Dezenas de milhares de pessoas saíram às ruas no sábado (2/10) para defender o direito ao aborto, que é objeto de uma ofensiva conservadora sem precedentes nos Estados Unidos. "As mulheres deveriam poder decidir o que fazer com seus corpos, ponto", disse Laura Bushwitz, de 66 anos, professora aposentada que compareceu ao protesto em Washington. "Estou cansada que me digam o que posso ou não posso fazer (...) Ouviu, Suprema Corte?", completou.
Até agora haviam sido registrados poucos protestos desde que entrou em vigor, em 1º de setembro, uma lei no Texas que proíbe praticamente todos os abortos no estado, o que provocou uma guerra judicial e um contragolpe no Congresso. A dois dias do reinício das audiências na Suprema Corte de Justiça, que arbitrará a disputa, quase 200 organizações convocaram os defensores dos direito ao aborto para manifestações em todo o país.
O principal evento aconteceu em Washington D.C, onde 10.000 pessoas se reuniram e caminharam até o principal tribunal do país, que há quase 50 anos reconheceu o direito ao aborto na sentença do caso Roe vs Wade. A Suprema Corte, que teve a composição drasticamente alterada pelas nomeações de juízes conservadores pelo ex-presidente Donald Trump, parece pronta agora para alterar a norma.
O tribunal se negou a intervir em caráter de urgência para bloquear a lei do Texas e poderia aproveitar a revisão de uma restritiva do estado do Mississippi para mudar sua jurisprudência. Também foram organizados enventos nas capitais do Texas e Mississippi - Austin e Jackson, assim como em Nova York e outras 600 cidades do país, de Chicago a San Francisco. "Tentamos demonstrar que somos um grupo forte e unido de pessoas que não ficarão caladas quando surgirem proibições absurdas do aborto como a do Texas", disse Juliette O'Shea, de 17 anos, que mobilizou quase 30 adolescentes que participaram no protesto em Nova York.

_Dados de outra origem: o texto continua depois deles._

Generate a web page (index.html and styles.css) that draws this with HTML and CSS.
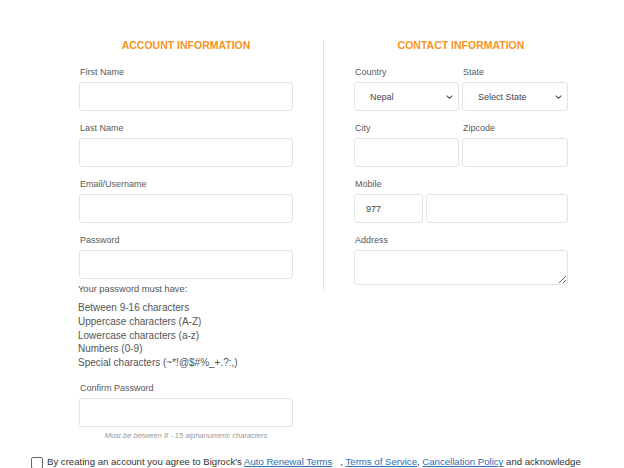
FILE: index.html
```html
<!DOCTYPE html>
<html>
<head>
<meta charset="utf-8">
<link rel="stylesheet" href="styles.css">
</head>
<body>
<div class="page">
  <div class="columns">
    <section class="col col-left">
      <h2 class="heading">ACCOUNT INFORMATION</h2>
      <div class="field">
        <label class="label">First Name</label>
        <input class="input" type="text">
      </div>
      <div class="field">
        <label class="label">Last Name</label>
        <input class="input" type="text">
      </div>
      <div class="field">
        <label class="label">Email/Username</label>
        <input class="input" type="text">
      </div>
      <div class="field field-tight">
        <label class="label">Password</label>
        <input class="input" type="password">
      </div>
      <p class="pw-title">Your password must have:</p>
      <ul class="pw-list">
        <li>Between 9-16 characters</li>
        <li>Uppercase characters (A-Z)</li>
        <li>Lowercase characters (a-z)</li>
        <li>Numbers (0-9)</li>
        <li>Special characters (~*!@$#%_+.?:,)</li>
      </ul>
      <div class="field field-confirm">
        <label class="label">Confirm Password</label>
        <input class="input" type="password">
        <p class="hint">Must be between 8 - 15 alphanumeric characters</p>
      </div>
    </section>
    <section class="col col-right">
      <h2 class="heading">CONTACT INFORMATION</h2>
      <div class="pair">
        <div class="field">
          <label class="label">Country</label>
          <div class="select-wrap">
            <select class="select"><option>Nepal</option></select>
            <svg class="chev" width="7" height="4" viewBox="0 0 7 4"><path d="M0.7 0.6l2.8 2.6 2.8-2.6" fill="none" stroke="#555" stroke-width="1.1"/></svg>
          </div>
        </div>
        <div class="field">
          <label class="label">State</label>
          <div class="select-wrap">
            <select class="select"><option>Select State</option></select>
            <svg class="chev" width="7" height="4" viewBox="0 0 7 4"><path d="M0.7 0.6l2.8 2.6 2.8-2.6" fill="none" stroke="#555" stroke-width="1.1"/></svg>
          </div>
        </div>
      </div>
      <div class="pair">
        <div class="field">
          <label class="label">City</label>
          <input class="input" type="text">
        </div>
        <div class="field">
          <label class="label">Zipcode</label>
          <input class="input" type="text">
        </div>
      </div>
      <div class="field">
        <label class="label">Mobile</label>
        <div class="mobile">
          <input class="input input-code" type="text" value="977">
          <input class="input input-num" type="text">
        </div>
      </div>
      <div class="field field-last">
        <label class="label">Address</label>
        <textarea class="textarea"></textarea>
      </div>
    </section>
  </div>
  <div class="terms">
    <input class="check" type="checkbox">
    <span class="terms-text">By creating an account you agree to Bigrock's <a href="#">Auto Renewal Terms</a> &nbsp; , <a href="#">Terms of Service</a>, <a href="#">Cancellation Policy</a> and acknowledge</span>
  </div>
</div>
</body>
</html>
```
FILE: styles.css
```css
* { box-sizing: border-box; }
html, body { margin: 0; padding: 0; background: #fff; }
body {
  font-family: "Liberation Sans", Arial, sans-serif;
  color: #555;
  overflow: hidden;
}
.page { padding-top: 39px; }
.columns { display: flex; align-items: flex-start; }
.col { width: 214px; }
.col-left { margin-left: 79px; margin-right: 30px; }
.col-right {
  width: 245px;
  border-left: 1px solid #e3e3e3;
  padding-left: 30px;
  padding-bottom: 5px;
  margin-top: 1px;
}
.col-right .heading { margin-top: -1px; }
.heading {
  margin: 0 0 15px;
  font-size: 10.5px;
  line-height: 12px;
  font-weight: bold;
  color: #f7931e;
  text-align: center;
}
.field { margin-bottom: 11px; }
.field-tight { margin-bottom: 0; }
.field-last { margin-bottom: 0; }
.label {
  display: block;
  font-size: 9px;
  line-height: 12px;
  margin-bottom: 4px;
  color: #5a5a5a;
  padding-left: 1px;
}
.input, .select, .textarea {
  display: block;
  width: 100%;
  height: 29px;
  border: 1px solid #e2e2e2;
  border-radius: 3px;
  background: #fff;
  font-family: "Liberation Sans", Arial, sans-serif;
  font-size: 9px;
  color: #444;
  outline: none;
  margin: 0;
}
.pw-title {
  margin: 4px 0 6px -1px;
  font-size: 9.3px;
  line-height: 12px;
  color: #555;
}
.pw-list {
  list-style: none;
  margin: 0 0 12px -1px;
  padding: 0;
  font-size: 10px;
  line-height: 13.75px;
  color: #555;
}
.field-confirm { margin-bottom: 0; }
.hint {
  margin: 4px 0 0;
  font-size: 7.5px;
  line-height: 9px;
  font-style: italic;
  color: #999;
  text-align: center;
}
.pair { display: flex; gap: 3px; }
.pair .field { width: 105px; }
.pair .field + .field { width: 106px; }
.select-wrap { position: relative; }
.select {
  -webkit-appearance: none;
  appearance: none;
  padding-left: 15px;
  font-size: 9px;
}
.chev { position: absolute; right: 6px; top: 13px; }
.mobile { display: flex; gap: 3px; }
.input-code { width: 69px; padding-left: 11px; }
.input-num { flex: 1; }
.textarea { height: 35px; resize: vertical; }
.terms {
  display: flex;
  align-items: center;
  margin-top: 16px;
  padding-left: 31px;
  white-space: nowrap;
}
.check {
  -webkit-appearance: none;
  appearance: none;
  width: 12px;
  height: 12px;
  border: 1px solid #666;
  border-radius: 2px;
  margin: 1px 4px 0 0;
  background: #fff;
}
.terms-text { font-size: 9.6px; line-height: 12px; color: #333; }
.terms-text a { color: #2b6cb0; text-decoration: underline; }
```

"Lutamos para que o aborto não apenas seja legal, mas também acessível e sem estigmas", afirma um comunicado divulgado pela organização dos protestos. As ativistas desejam que o Congresso estabeleça o direito ao aborto na lei federal com o objetivo de protegê-lo de uma possível reversão na Suprema Corte. Um projeto de lei neste sentido foi aprovado na semana passada na Câmara de Representantes, controlada pelos democratas, mas não tem chance de triunfar no Senado, onde os republicanos podem bloquear o texto.
Desejo patriarcal
Uma primeira "Marcha das Mulheres" aconteceu em 2017, pouco depois da posse do presidente Trump e reuniu milhões de opositores do republicano, que o chamaram de sexista. Marchas posteriores tiveram menos participantes, em parte porque uma de suas promotoras foi acusada de antissemitismo. A presidente da organização Planned Parenthood, Alexis McGill Johnson, contou em Washington a história de uma mulher do Texas que teve que dirigir sozinha por mais de 2.000 quilômetros até o Colorado para abortar, por medo de que qualquer acompanhante poderia ser processado. “Onde quer que você esteja, esta luta está na sua porta hoje", disse.
Ela também denunciou que a mudança no Salão Oval (da Casa Branca) não acabou o desejo politizado, perverso e patriarcal de controlar nossos corpos", acrescenta a nota, em referência à vitória de Joe Biden na eleição presidencial de 2020, que não mudou a dinâmica nos estados. Pelo contrário, estimulados pela entrada na Suprema Corte de três magistrados designados por Trump, legisladores conservadores locais iniciaram uma verdadeira ofensiva contra o direito ao aborto: desde 1º de janeiro, 19 estados aprovaram 63 leis restritivas.
Se a Suprema Corte anular a sentença do caso Roe vs Wade, todos os estados ficariam livres para proibir ou permitir os abortos. Desta maneira, 36 milhões de mulheres em 26 estados, ou quase metade das mulheres americanas em idade reprodutiva, provavelmente perderiam o direito a abortar, segundo um relatório divulgado pela Planned Parenthood.